NEWS

Situasi Kedaruratan Kesehatan Masyarakat di Masa Depan: Apotek Komunitas Butuh Dukungan Pemerintah

Berbicara tentang pandemi COVID-19 memang tidak akan habisnya. Segala bentuk tatanan kehidupan di seluruh dunia berubah dalam sekejap, termasuk juga bidang obat-obatan atau kefarmasian di Indonesia. Gabungan peneliti dari proyek Protecting Indonesia from the Threat of Antibiotic Resistance (PINTAR)* menggali lebih dalam perspektif dari 21 orang staf apotek dari 6 provinsi yang berbeda terkait perihal pengalaman, keamanan kerja, dan sikap mereka selama pandemi COVID-19. Sebagian besar staf apotek sudah bekerja setidaknya 3 tahun di apotek ritel atau milik perorangan yang sering dikunjungi masyarakat ketika sakit (apotek komunitas).

“Studi ini menekankan pentingnya apotek komunitas sebagai pelayanan kesehatan pertama. Artinya ketika masyarakat mengalami gangguan kesehatan justru punya kebiasaan kontak pertama kali datang ke apotek. Oleh karenanya penting sekali apoteker ditingkatkan perannya dalam diberikan dukungan. Bisa berupa panduan untuk mereka mengedukasi masyarakat luas, terutama kaitannya dengan penggunaan antibiotik selama pandemi yang memang meningkat,” ujar Prof. Ari Natalia Probandari, MPH., Ph.D. selaku salah satu peneliti utama proyek PINTAR.

Pada awal pandemi peran apotek komunitas sangat krusial, hal ini imbas dari banyaknya Puskesmas yang tutup akibat tinggi angka kejadian COVID-19 pada tenaga kesehatan. Tugas utama yang diemban oleh apotek komunitas selama pandemi seperti, memastikan obat-obatan dan alat perlindungan diri (APD) tercukupi, menyebarluaskan informasi terkait COVID-19, merujuk pasien ke fasilitas kesehatan yang memadai dan yang terpenting adalah mengampanyekan penggunaan antibiotik yang tepat.

Sejalan dengan itu, hasil studi ini mengungkapkan bahwa selama pandemi banyak sekali kekhawatiran yang dilaporkan oleh staf apotek, seperti misalnya meningkatnya permintaan antibiotik, ketakutan mereka terhadap paparan COVID-19, peningkatan biaya, dan sering habisnya stok APD, seperti masker, hand sanitizer, dan obat-obatan.
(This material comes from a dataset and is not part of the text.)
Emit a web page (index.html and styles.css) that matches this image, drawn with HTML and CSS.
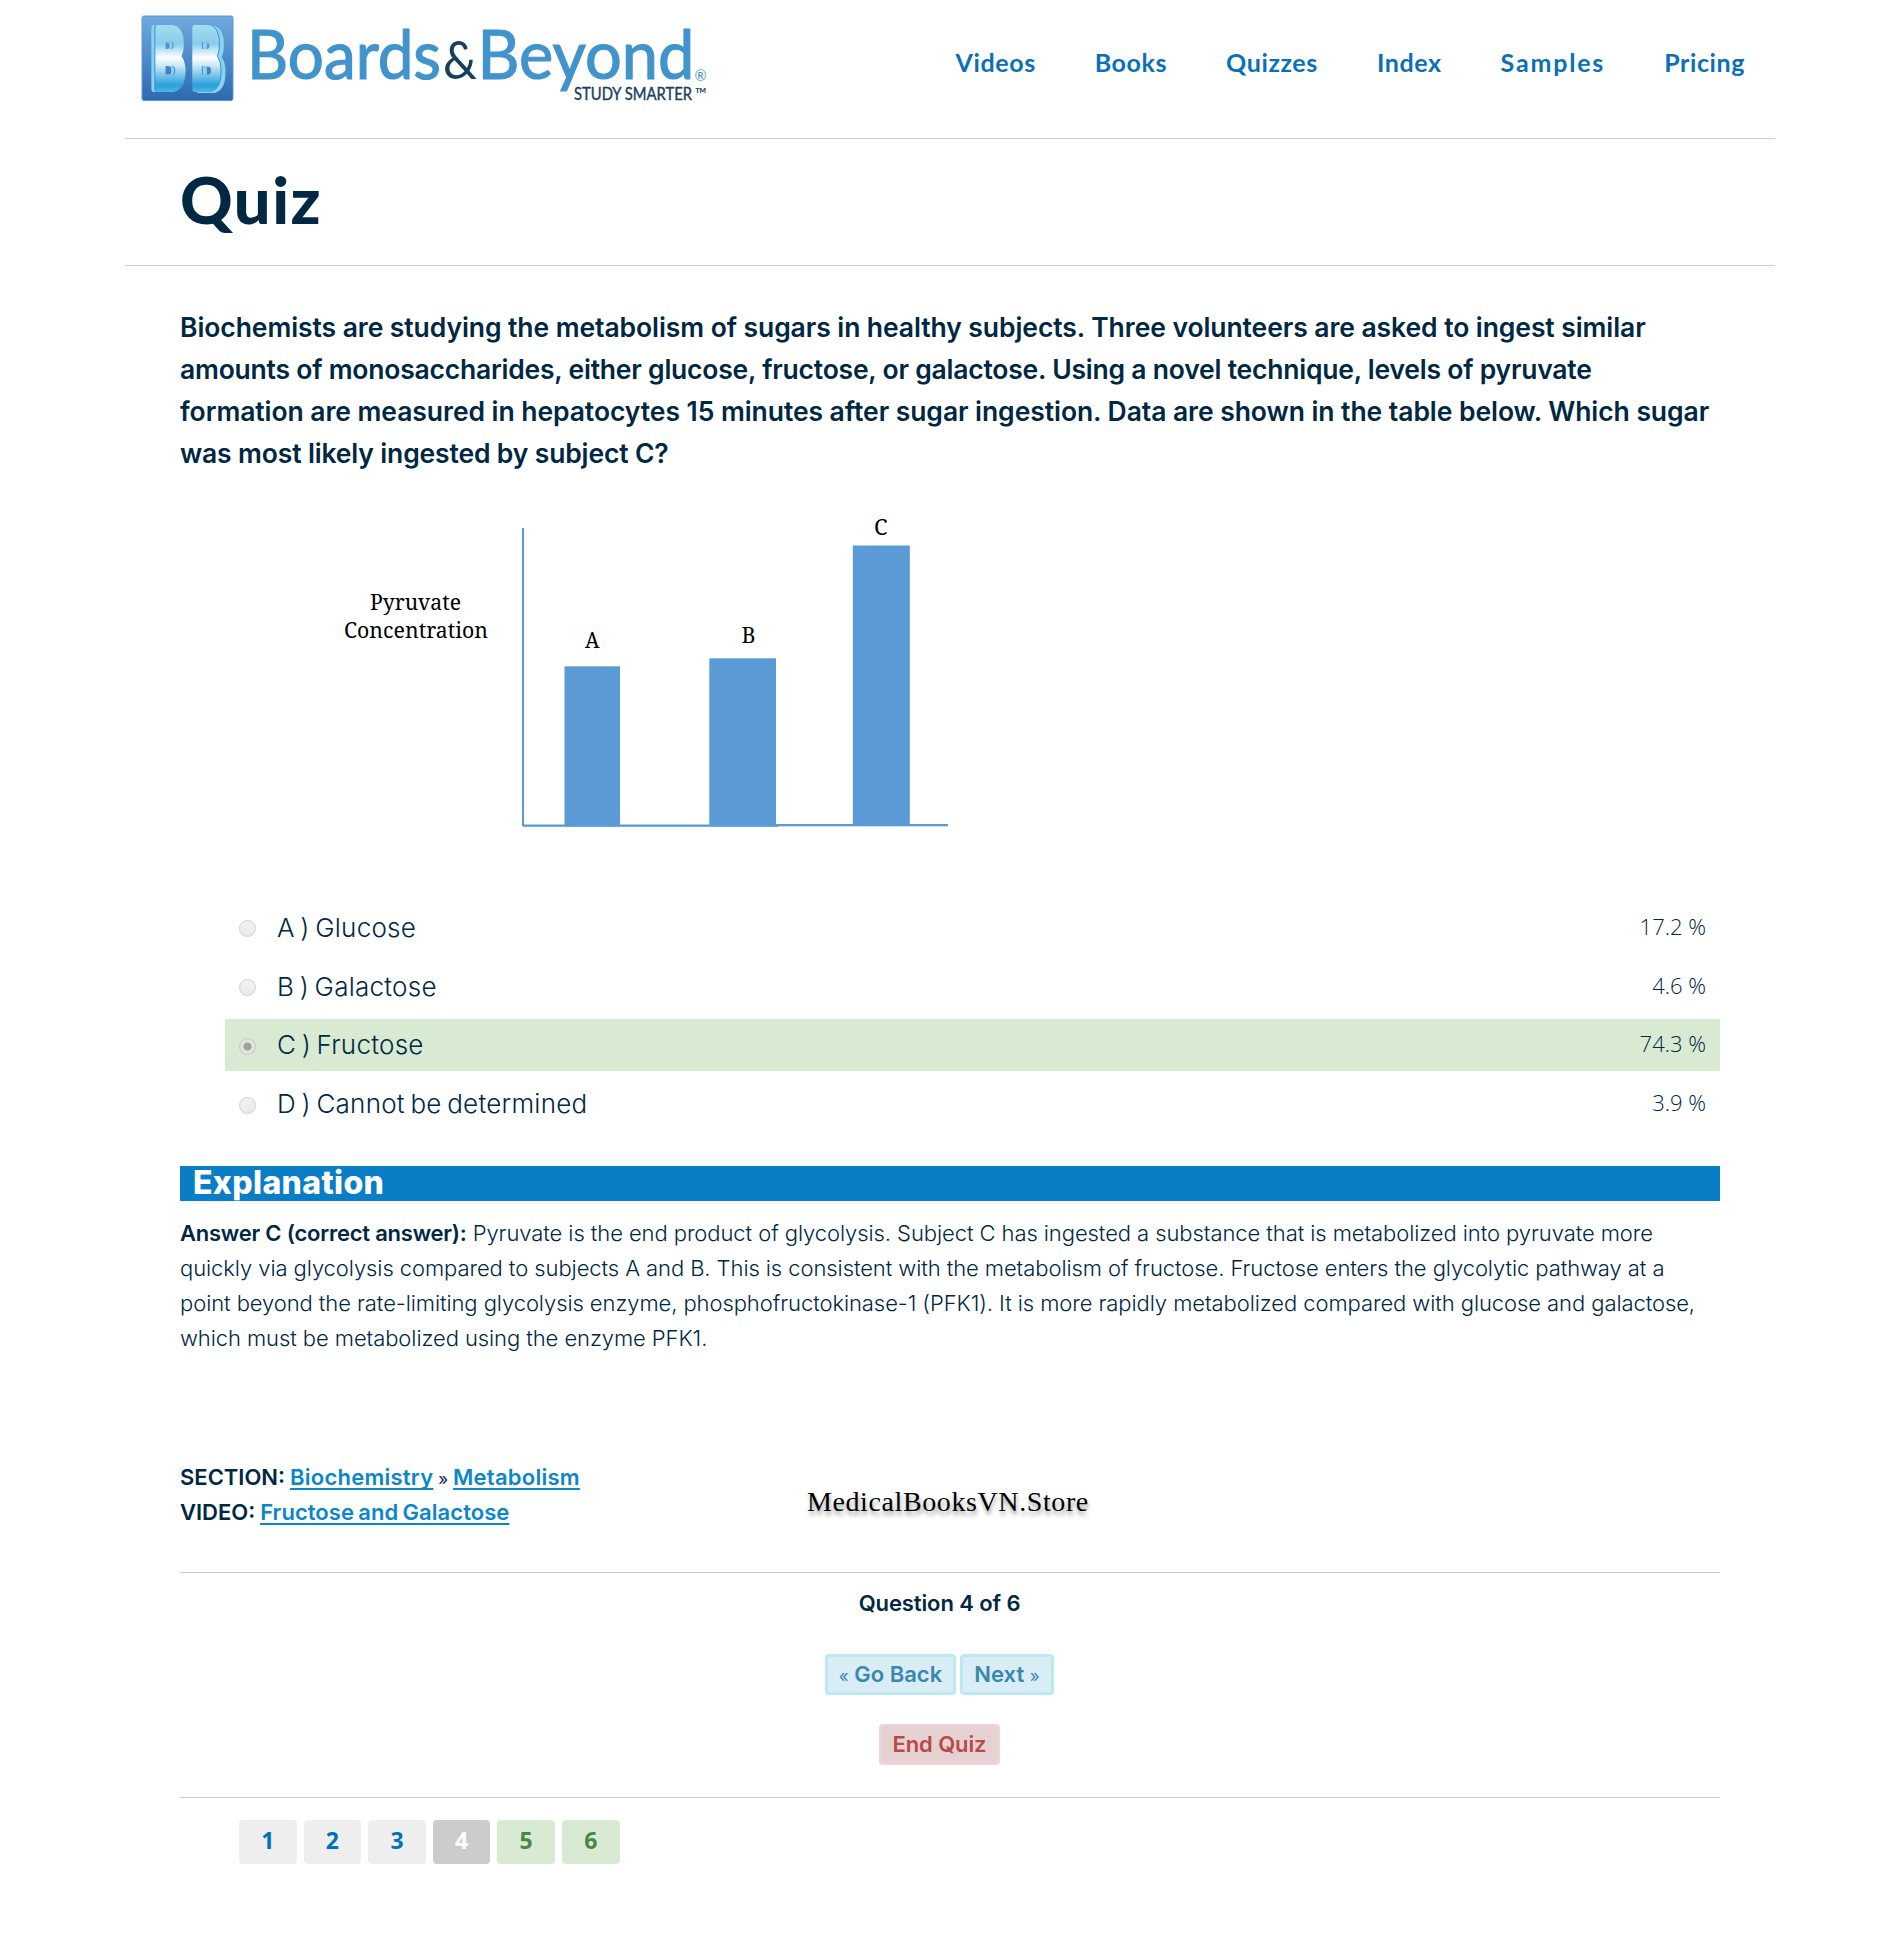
FILE: index.html
```
<!DOCTYPE html>
<html lang="en">
<head>
<meta charset="utf-8">
<title>Quiz - Boards&amp;Beyond</title>
<link rel="stylesheet" href="styles.css">
</head>
<body>
<div class="page">
  <header class="header">
    <svg class="logo" width="574" height="110" viewBox="0 0 574 110" role="img">
      <defs>
        <linearGradient id="tile" x1="0" y1="0" x2="0" y2="1">
          <stop offset="0" stop-color="#71aade"/><stop offset=".5" stop-color="#4c8bca"/><stop offset="1" stop-color="#2c69b0"/>
        </linearGradient>
        <linearGradient id="face" gradientUnits="userSpaceOnUse" x1="0" y1="23" x2="0" y2="92">
          <stop offset="0" stop-color="#a5dff2"/><stop offset=".3" stop-color="#8accea"/><stop offset=".5" stop-color="#fff"/><stop offset=".62" stop-color="#c9e8f7"/><stop offset=".9" stop-color="#2a9fdb"/><stop offset="1" stop-color="#4fb6e4"/>
        </linearGradient>
      </defs>
      <rect x="17" y="16" width="91" height="84.500" rx="2" fill="url(#tile)" stroke="#5f98cf" stroke-width="1"/>
      <g class="mark" fill="url(#face)" stroke="url(#face)" stroke-width="8">
        <text class="left" x="29.500" y="87.500" textLength="31" lengthAdjust="spacingAndGlyphs">B</text>
        <text class="right" x="66.500" y="88" textLength="29" lengthAdjust="spacingAndGlyphs">B</text>
      </g>
      <text class="word" x="122" y="78.500" textLength="194" lengthAdjust="spacingAndGlyphs">Boards</text>
      <text class="amp" x="318" y="78.500" textLength="34" lengthAdjust="spacingAndGlyphs">&amp;</text>
      <text class="word" x="352.500" y="78.500" textLength="217" lengthAdjust="spacingAndGlyphs">Beyond</text>
      <text class="reg" x="569.500" y="81" textLength="12" lengthAdjust="spacingAndGlyphs">®</text>
      <text class="tag" x="449" y="100" textLength="118" lengthAdjust="spacingAndGlyphs">STUDY SMARTER</text>
      <text class="tm" x="570" y="100" textLength="12" lengthAdjust="spacingAndGlyphs">™</text>
    </svg>
    <nav class="nav">
      <a>Videos</a><a>Books</a><a>Quizzes</a><a>Index</a><a class="wide">Samples</a><a>Pricing</a>
    </nav>
  </header>
  <div class="title"><h1>Quiz</h1></div>
  <main class="content">
    <p class="question">
      <span class="q1">Biochemists are studying the metabolism of sugars in healthy subjects. Three volunteers are asked to ingest similar</span>
      <span class="q2">amounts of monosaccharides, either glucose, fructose, or galactose. Using a novel technique, levels of pyruvate</span>
      <span class="q3">formation are measured in hepatocytes 15 minutes after sugar ingestion. Data are shown in the table below. Which sugar</span>
      <span class="q4">was most likely ingested by subject C?</span>
    </p>
    <svg class="chart" width="780" height="340" viewBox="180 500 780 340" role="img">
      <g fill="#5b9bd5">
        <rect x="522" y="528" width="2" height="298"/>
        <rect x="564.500" y="666.300" width="55.500" height="160"/>
        <rect x="709.300" y="658.300" width="66.700" height="168"/>
        <rect x="852.800" y="545.500" width="57" height="280.500"/>
        <rect x="523" y="824.500" width="255" height="2.300"/>
        <rect x="776" y="824" width="172" height="2.300"/>
      </g>
      <g class="chart-text">
        <text x="370" y="610" textLength="91" lengthAdjust="spacingAndGlyphs">Pyruvate</text>
        <text x="344" y="638" textLength="144" lengthAdjust="spacingAndGlyphs">Concentration</text>
        <text x="585" y="647.500" textLength="14.500" lengthAdjust="spacingAndGlyphs">A</text>
        <text x="741.500" y="643" textLength="14" lengthAdjust="spacingAndGlyphs">B</text>
        <text x="874" y="534.500" textLength="13.500" lengthAdjust="spacingAndGlyphs">C</text>
      </g>
    </svg>
    <ul class="options">
      <li><i class="radio"></i><span>A ) Glucose</span><b>17.2 %</b></li>
      <li><i class="radio"></i><span>B ) Galactose</span><b>4.6 %</b></li>
      <li class="correct"><i class="radio checked"></i><span>C ) Fructose</span><b>74.3 %</b></li>
      <li class="last"><i class="radio"></i><span>D ) Cannot be determined</span><b>3.9 %</b></li>
    </ul>
    <h2>Explanation</h2>
    <p class="explanation">
      <span class="e1"><strong>Answer C (correct answer):</strong> Pyruvate is the end product of glycolysis. Subject C has ingested a substance that is metabolized into pyruvate more</span>
      <span class="e2">quickly via glycolysis compared to subjects A and B. This is consistent with the metabolism of fructose. Fructose enters the glycolytic pathway at a</span>
      <span class="e3">point beyond the rate-limiting glycolysis enzyme, phosphofructokinase-1 (PFK1). It is more rapidly metabolized compared with glucose and galactose,</span>
      <span class="e4">which must be metabolized using the enzyme PFK1.</span>
    </p>
    <div class="source">
      <div class="refs">
        <div><strong>SECTION:</strong> <a>Biochemistry</a> <small>»</small> <a>Metabolism</a></div>
        <div><strong>VIDEO:</strong> <a class="video">Fructose and Galactose</a></div>
      </div>
      <div class="store">MedicalBooksVN.Store</div>
    </div>
    <div class="controls">
      <div class="counter">Question 4 of 6</div>
      <div class="buttons">
        <a class="btn back"><small>«</small> Go Back</a>
        <a class="btn next">Next <small>»</small></a>
      </div>
      <a class="btn end">End Quiz</a>
    </div>
    <div class="pager">
      <a>1</a><a>2</a><a>3</a><a class="current">4</a><a class="done">5</a><a class="done">6</a>
    </div>
  </main>
</div>
</body>
</html>
```
FILE: styles.css
```
* { box-sizing: border-box; }
body {
  margin: 0;
  background: #fff;
  color: #002843;
  font: 22px/35px Inter, "Liberation Sans", sans-serif;
}
h1, h2, p, ul { margin: 0; padding: 0; }
.page { width: 1650px; margin-left: 125px; }

.header {
  display: flex;
  justify-content: space-between;
  height: 139px;
  border-bottom: 1px solid #ccc;
}
.logo { display: block; overflow: visible; }
.mark { font: bold 86px "Liberation Sans", sans-serif; stroke-linejoin: round; }
.left { filter: drop-shadow(-1px 0 0 #2b97d6) drop-shadow(-3px 0 0 #8fd0ee); }
.right { filter: drop-shadow(1px 0 0 #2b97d6) drop-shadow(4px 1px 0 #8fd0ee); }
.word { font: 68px Lato, sans-serif; fill: #4094cb; stroke: #4094cb; stroke-width: 1.2; }
.amp { font: 52px Lato, sans-serif; fill: #17405c; }
.reg { font: 15px Lato, sans-serif; fill: #4094cb; }
.tag { font: 17.5px Lato, sans-serif; fill: #17405c; stroke: #17405c; stroke-width: .4; }
.tm { font: 17px Lato, sans-serif; fill: #17405c; }
.nav {
  display: flex;
  gap: 59px;
  padding: 45px 30px 0 0;
  font: 700 25px/35px Lato, sans-serif;
  letter-spacing: .6px;
  color: #0a70b8;
}
.nav .wide { letter-spacing: 1.8px; }

.title { height: 127px; padding: 22px 55px 0; border-bottom: 1px solid #ccc; }
h1 { font: 900 65px/76px Lato, sans-serif; letter-spacing: 1.5px; }

.content { width: 1595px; padding: 40px 0 0 55px; }
.question { font-size: 26.5px; line-height: 42px; font-weight: 600; }
.question span, .explanation span { display: block; white-space: nowrap; }
.q1 { letter-spacing: -.08px; }
.q2 { letter-spacing: -.22px; }
.q3 { letter-spacing: -.065px; }
.q4 { letter-spacing: -.15px; }

.chart { display: block; margin-top: 26px; }
.chart-text { font: 22.5px "Noto Serif", "Liberation Serif", serif; fill: #000; }

.options {
  display: flex;
  flex-direction: column;
  gap: 7px;
  margin: 61px 0 0 45px;
  list-style: none;
}
.options li {
  display: flex;
  align-items: center;
  height: 52px;
  padding: 0 14px;
}
.options li.correct { background: #d9ead3; }
.options span {
  margin: 0 auto 0 21px;
  font-size: 26px;
  font-weight: 300;
  letter-spacing: .25px;
  word-spacing: -2px;
}
.options .correct span, .options .last span { padding-bottom: 2px; }
.options b { padding-bottom: 2px; font: 350 22px/35px "Open Sans", sans-serif; }
.options .correct b, .options .last b { padding-bottom: 4px; }
.radio {
  width: 17px;
  height: 17px;
  margin-top: 3px;
  border: 1px solid #d0d0d0;
  border-radius: 50%;
  background: linear-gradient(#f2f2f2, #e9e9e9);
}
.radio.checked {
  border-color: #c3cbbf;
  background: radial-gradient(circle, #9ca39a 0 3.6px, #dfe5dc 4.4px);
}

h2 {
  height: 35px;
  margin-top: 36px;
  padding-left: 13px;
  background: #097dc6;
  color: #fff;
  font: 800 32px/34px Inter, sans-serif;
  letter-spacing: .35px;
}
.explanation { margin-top: 15px; font-weight: 300; }
.e1, .e2, .e3, .e4 { letter-spacing: -.08px; }
.e1 strong { letter-spacing: -.23px; }
strong { font-weight: 600; }

.source { display: flex; height: 113px; margin-top: 104px; border-bottom: 1px solid #ccc; }
.refs { width: 627px; word-spacing: -1.3px; }
.refs a {
  color: #0a86cc;
  font-weight: 600;
  letter-spacing: .25px;
  text-decoration: underline;
  text-decoration-thickness: 2px;
  text-underline-offset: 3px;
  text-decoration-skip-ink: none;
}
.refs .video { letter-spacing: .05px; }
small { font-size: 17px; font-weight: 400; line-height: 1; }
.store {
  padding-top: 24px;
  font: 28px/35px "Liberation Serif", serif;
  letter-spacing: .6px;
  color: #000;
  text-shadow: 1px 4px 4px rgba(0, 0, 0, .4);
}

.controls {
  display: flex;
  flex-direction: column;
  align-items: center;
  height: 225px;
  padding: 13px 21px 0 0;
  border-bottom: 1px solid #ccc;
  font-weight: 600;
}
.counter { letter-spacing: -.1px; }
.buttons { display: flex; gap: 4px; margin: 33px 0 29px; }
.btn {
  height: 41px;
  border: 3px solid #bce8f1;
  border-radius: 4px;
  background: #d9edf7;
  color: #3a87ad;
  line-height: 34px;
  text-align: center;
}
.back { width: 131px; }
.next { width: 94px; }
.end { width: 121px; border-color: #eed3d7; background: #e6d1d2; color: #b94a48; letter-spacing: -.1px; }

.pager { display: flex; gap: 7px; padding: 22px 0 0 59px; }
.pager a {
  width: 57.6px;
  height: 44px;
  border-radius: 4px;
  background: #eee;
  color: #0072bc;
  font: 700 23px/41px "Open Sans", sans-serif;
  text-align: center;
}
.pager .current { background: #ccc; color: #fff; }
.pager .done { background: #d9ead3; color: #468847; }
```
Tentu saja campur tangan pemerintah dirasa sangat diperlukan guna mengatur sirkulasi APD, obat-obatan, dan informasi serta yang paling penting adalah menerapkan aturan tambahan penggunaan antibiotik yang tepat.

“Regulasi tambahan ini menjadi penting mengingat prediksi kematian akibat dari resistensi antibiotic mencapai 10 juta jiwa per tahunnya pada tahun 2050 mendatang,” tangkas Prof. Tri Wibawa, Ph.D., Sp.MK(K). yang juga merupakan salah satu peneliti proyek PINTAR.

Selain itu kekhawatiran-kekhawatiran yang sebelumnya dilaporkan dapat dihindari apabila terjadi kedaruratan yang sama di masa mendatang.

Baca hasil selengkapnya di https://bit.ly/PINTARStudyFullPaper2

*PINTAR merupakan proyek yang dipimpin oleh Kirby Institute of Australia’s University of New South Wales (UNSW) yang bekerja sama dengan Universitas Gadjah Mada, Universitas Sebelas Maret, Kementerian Kesehatan RI, London School of Hygiene & Tropical Medicine, The University College London di Inggris, dan The George Institute for Global Health di UNSW Sydney. Penelitian ini merupakan bagian dari proyek PINTAR, yang bertujuan untuk meningkatkan penggunaan antibiotik secara rasional di masyarakat dan memerangi resitensi antimikroba. Studi ini didukung oleh hibah dari Indo-Pacific Centre for Health Security (DFAT) di bawah naungan Australian Government’s Health Security Initiative dan sudah dipublikasikan pada tanggal 1 Juli 2022 di PLOS Global Public Health.